Confocal microscopy allows increased optical resolution and contrast of by means of employing a spatial pinhole to block the out-of-focus light in the formation of an image. Recording multiple two-dimensional images at different depths enables the reconstruction of three-dimensional structures within an specimen. This technique is used extensively in life and material sciences.

Fluorescence correlation spectroscopy (FCS)

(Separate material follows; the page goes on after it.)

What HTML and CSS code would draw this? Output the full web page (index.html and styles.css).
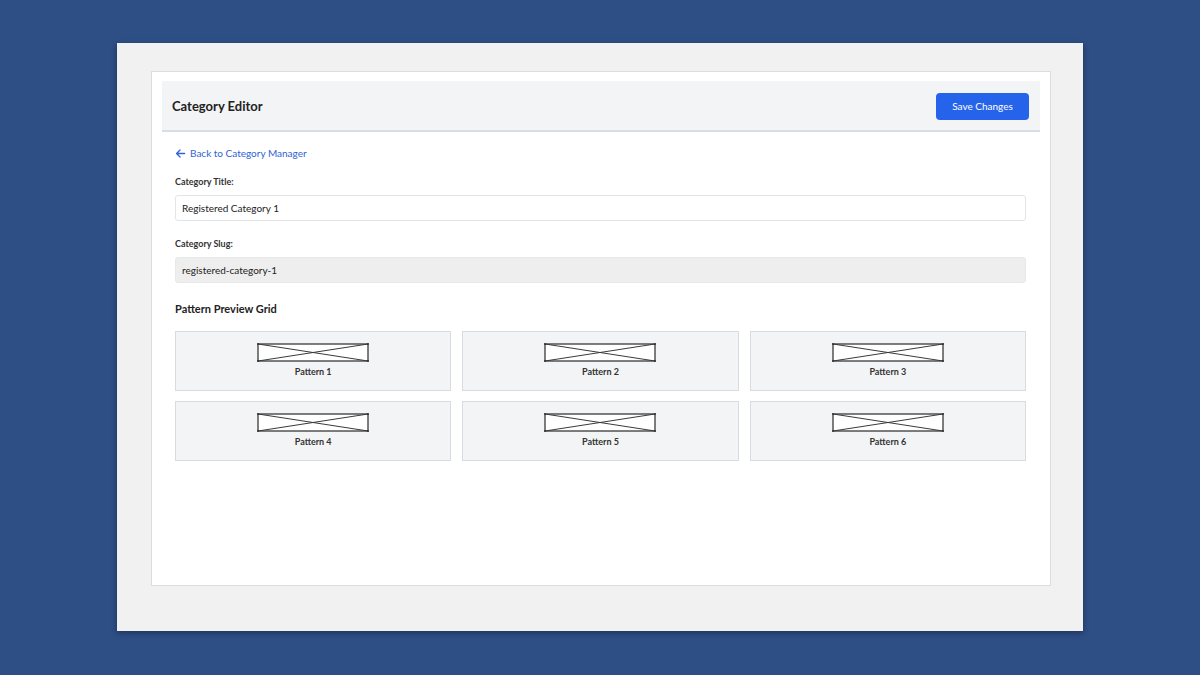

FCS is a correlation analysis of fluctuation of the fluorescence intensity. The analysis provides parameters of the physics under the fluctuations. One of the interesting applications of this is an analysis of the concentration fluctuations of fluorescent particles (molecules) in solution. In this application, the fluorescence emitted from a very tiny space in solution containing a small number of fluorescent particles (molecules) is observed. The fluorescence intensity is fluctuating due to Brownian motion of the particles. In other words, the number of the particles in the sub-space defined by the optical system is randomly changing around the average number. The analysis gives the average number of fluorescent particles and average diffusion time, when the particle is passing through the space. Eventually, both the concentration and size of the particle (molecule) are determined. Both parameters are important in biochemical research, biophysics, and chemistry.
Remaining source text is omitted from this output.